By the time I got the upper cowling off, it was getting dark and the abandoned ramp was very dimly lit. Evie dutifully held a flashlight while I poked around for a clue.

And then, there it was, staring right at us. The side casing of my propeller governor had been forcibly breached open, allowing high-pressure oil to spew out. The offending chunk of steel that caused the breach was still visibly wedged into the laceration of the sidewall case. Like most pilots often do when something goes awry, I had a momentary thought of relief—well, at least it wasn’t my fault.

The moment was brief, however, and then stark reality quickly set back in. No offense to the fine folks of Tuba City, but you can definitely see the middle of nowhere from their ramp. The only aircraft on the field was mine, and the only structure within the fence boundary was a green plastic porta-potty (that was padlocked).

Back when I was going through the rote steps of dealing with an in-flight abnormality, unbeknownst to me, my engine was suffering from an arterial bleed of precious oil even while those lying by telling the truth oil gauges showed steady in the green. I had left Salt Lake with over eight quarts of oil; I now had less than four. In about 6-7 minutes of flight time, most of it at idle, I had lost nearly half of my oil. And I wouldn’t have even known it was spewing until mere moments before the engine seized. At that moment, the adrenalin rush gave way to a stress crush. Continuing to Flagstaff, turning back toward Page, or going direct for Grand Canyon Airport would have certainly been a short-notice off-airport landing in very inhospitable conditions in near-nighttime conditions, the latter almost certainly fatal.

Now my mind was racing and the brain RVR was dropping. Why was I so calm and relaxed in the airplane and so flummoxed now? Relax, breathe, stay strong for Evie, I thought to myself, while feeling every heartbeat in my head. Luckily the dark moments passed quickly and I was able to regroup and start thinking about what to do next.

With its side casing forcibly breached open, the propeller governor allowed high-pressure oil to spew out.

Calling the Cavalry

One of the things I have learned about aviation in general, and the Experimental world in particular, is that the main draw of participation isn’t about flying machines. It’s about the people we are blessed to associate with, who share our passion and interest. The flying machines, wonderful that they are, are merely nuclei that bind our kind of people together.

For independently minded people like we aviators tend to be, it is an awfully humbling experience to be AOG (aircraft on ground) and in a position of needing to call on someone for help. However, by the same token, there is tremendous comfort in being a part of a very special fraternity that swarms to the assistance of those of us in need. After a few one-bar-of-service phone calls, we arrived at the last hotel room left in Tuba City, with at least the comfort that help (and a loaner prop governor) would be meeting us the next morning.

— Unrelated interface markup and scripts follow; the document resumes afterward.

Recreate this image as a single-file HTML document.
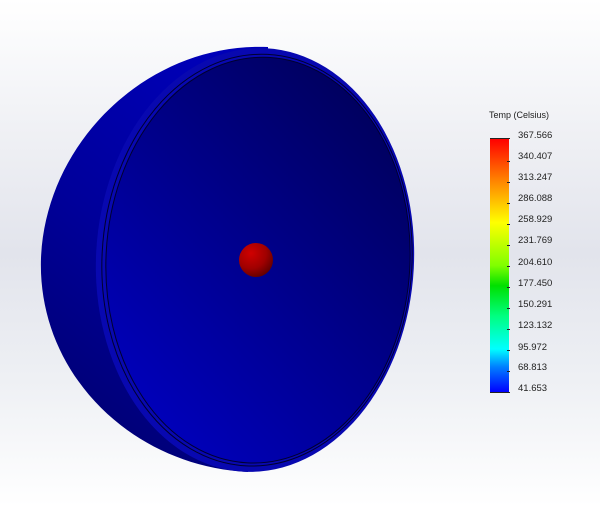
<!DOCTYPE html>
<html><head><style>
html,body{margin:0;padding:0}
body{width:600px;height:506px;overflow:hidden;position:relative;background:linear-gradient(to bottom,#ffffff 0%,#f0f1f5 25%,#e2e4ec 50%,#eef0f4 75%,#ffffff 100%);font-family:"Liberation Sans",sans-serif}
.lbl{position:absolute;left:518px;font-size:9.5px;color:#222;line-height:10px}
.tk{position:absolute;left:507px;width:3px;height:1px;background:#222}
</style></head><body>
<svg width="600" height="506" style="position:absolute;left:0;top:0">
<defs>
<linearGradient id="side" x1="0.7" y1="0" x2="0.3" y2="1">
<stop offset="0" stop-color="#0000b8"/><stop offset="0.5" stop-color="#00009a"/><stop offset="1" stop-color="#000070"/>
</linearGradient>
<linearGradient id="face" x1="0.85" y1="0.05" x2="0.2" y2="0.95">
<stop offset="0" stop-color="#00005a"/><stop offset="1" stop-color="#0000bc"/>
</linearGradient>
<radialGradient id="ball" cx="0.35" cy="0.3" r="0.75">
<stop offset="0" stop-color="#d00000"/><stop offset="0.6" stop-color="#a00000"/><stop offset="1" stop-color="#600000"/>
</radialGradient>
</defs>
<path d="M268,47 C150,42 46,140 41,258 C37,372 130,466 248,472 L250,420 L268,100 Z" fill="url(#side)"/>
<g transform="rotate(3 255 260)">
<ellipse cx="255" cy="260" rx="159" ry="212" fill="#0808b0"/>
<ellipse cx="257" cy="260" rx="155" ry="206" fill="none" stroke="#000030" stroke-width="1"/>
<ellipse cx="258" cy="260" rx="152" ry="203" fill="url(#face)" stroke="#000030" stroke-width="1"/>
</g>
<circle cx="256" cy="260" r="17" fill="url(#ball)"/>
</svg>
<div style="position:absolute;left:489px;top:110px;font-size:9px;color:#222">Temp (Celsius)</div>
<div style="position:absolute;left:490px;top:139px;width:19px;height:253px;background:linear-gradient(to bottom,#ff0000 0%,#ff8000 16%,#ffff00 33%,#80ff00 50%,#00e000 58%,#00ff80 70%,#00ffff 83%,#0080ff 90%,#0000ff 100%)"></div>
<div style="position:absolute;left:490px;top:138px;width:20px;height:1px;background:#222"></div>
<div style="position:absolute;left:490px;top:392px;width:20px;height:1px;background:#222"></div>
<div class="lbl" style="top:131px">367.566</div>
<div class="lbl" style="top:152px">340.407</div>
<div class="lbl" style="top:173px">313.247</div>
<div class="lbl" style="top:194px">286.088</div>
<div class="lbl" style="top:215px">258.929</div>
<div class="lbl" style="top:236px">231.769</div>
<div class="lbl" style="top:258px">204.610</div>
<div class="lbl" style="top:279px">177.450</div>
<div class="lbl" style="top:300px">150.291</div>
<div class="lbl" style="top:321px">123.132</div>
<div class="lbl" style="top:343px">95.972</div>
<div class="lbl" style="top:363px">68.813</div>
<div class="lbl" style="top:384px">41.653</div>
<div class="tk" style="top:161px"></div><div class="tk" style="top:182px"></div><div class="tk" style="top:203px"></div><div class="tk" style="top:224px"></div><div class="tk" style="top:245px"></div><div class="tk" style="top:266px"></div><div class="tk" style="top:287px"></div><div class="tk" style="top:308px"></div><div class="tk" style="top:329px"></div><div class="tk" style="top:350px"></div><div class="tk" style="top:371px"></div>
</body></html>
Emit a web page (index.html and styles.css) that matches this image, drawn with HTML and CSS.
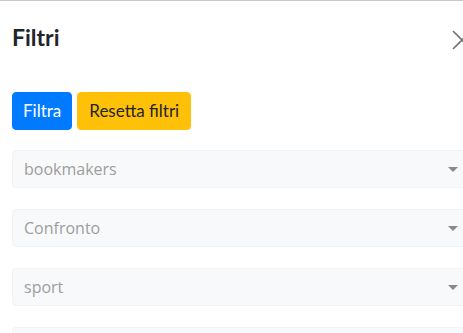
FILE: index.html
```html
<!DOCTYPE html>
<html lang="it">
<head>
<meta charset="utf-8">
<link rel="stylesheet" href="styles.css">
</head>
<body>
<div class="panel">
  <div class="header">
    <h5 class="title">Filtri</h5>
    <span class="close">
      <svg width="20" height="20" viewBox="0 0 20 20"><path d="M1 1 L19 19 M19 1 L1 19" stroke="#737373" stroke-width="1.6" fill="none"/></svg>
    </span>
  </div>
  <div class="body">
    <div class="actions">
      <button class="btn btn-blue">Filtra</button>
      <button class="btn btn-yellow">Resetta filtri</button>
    </div>
    <div class="fields">
      <div class="select"><span>bookmakers</span><i class="caret"></i></div>
      <div class="select"><span>Confronto</span><i class="caret"></i></div>
      <div class="select"><span>sport</span><i class="caret"></i></div>
      <div class="select"><span>&nbsp;</span><i class="caret"></i></div>
    </div>
  </div>
</div>
</body>
</html>
```
FILE: styles.css
```css
html, body {
  margin: 0;
  padding: 0;
  background: #fff;
  overflow: hidden;
}
body {
  font-family: "Open Sans", "Noto Sans", sans-serif;
  width: 463px;
  height: 333px;
}
.panel {
  width: 475px;
  border-top: 1px solid #c9c9c9;
}
.header {
  display: flex;
  align-items: center;
  justify-content: space-between;
  padding: 20px 0 0 12px;
  height: 33px;
}
.title {
  margin: 0;
  font-family: Lato, "Open Sans", sans-serif;
  font-size: 23px;
  font-weight: 700;
  line-height: 33px;
  color: #212529;
}
.close {
  display: flex;
  margin-right: 3px;
  margin-top: 4px;
}
.body {
  padding: 38px 0 0 12px;
}
.actions {
  display: flex;
  gap: 5px;
}
.btn {
  font-family: Lato, "Open Sans", sans-serif;
  font-size: 17px;
  line-height: 24px;
  padding: 6px 10px;
  border: 1px solid transparent;
  border-radius: 4px;
  height: 38px;
}
.btn-blue {
  background: #007bff;
  color: #fff;
  border-color: #007bff;
}
.btn-yellow {
  background: #ffc107;
  color: #212529;
  border-color: #ffc107;
  padding: 6px 11px;
}
.fields {
  display: flex;
  flex-direction: column;
  gap: 21px;
  margin-top: 20px;
}
.select {
  display: flex;
  align-items: center;
  justify-content: space-between;
  height: 38px;
  box-sizing: border-box;
  background: #f8f9fa;
  border: 1px solid #f1f3f5;
  border-radius: 4px;
  padding: 0 16px 0 11px;
  font-size: 16px;
  color: #9e9e9e;
}
.caret {
  width: 0;
  height: 0;
  border-left: 5px solid transparent;
  border-right: 5px solid transparent;
  border-top: 5px solid #8a8a8a;
}
```
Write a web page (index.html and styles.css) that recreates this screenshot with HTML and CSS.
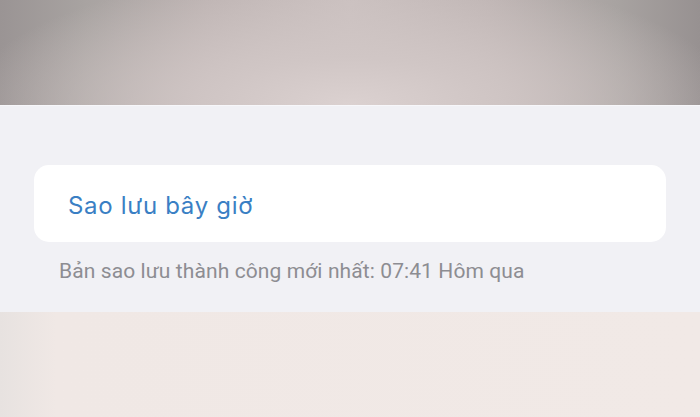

The following day, we barely had the cowlings off when two of the finest flying men I’ve ever met, Jim Wethington and Scott Williamson, both revered retired Southwest Airlines captains, arrived almost simultaneously—Jim by Toyota and Scott by Bearhawk. Between them, they had the loaner governor plus sufficient oil, hardware, tools, paper towels, knowledge, compassion, and humor to field repair our stricken carriage. While we worked on the plane, Evie took Jim’s car into town and got the rest of what we needed to complete the job at Taco Bell.

Once everything was back together and working properly, Jim drove back to his airpark home, about halfway between Tuba City and my home, and Scott flew loose formation escort with us back to the Phoenix area in his Bearhawk.

Upon safe arrival, and even knowing that there was still a long and uncertain road ahead, I breathed a heavy sigh of relief pushing our airplane back into its home-base hangar. Little did I know at the time that there had been at least four fellow aviators who had encountered a similar failure of the exact same component, the most recent being exactly one week previously.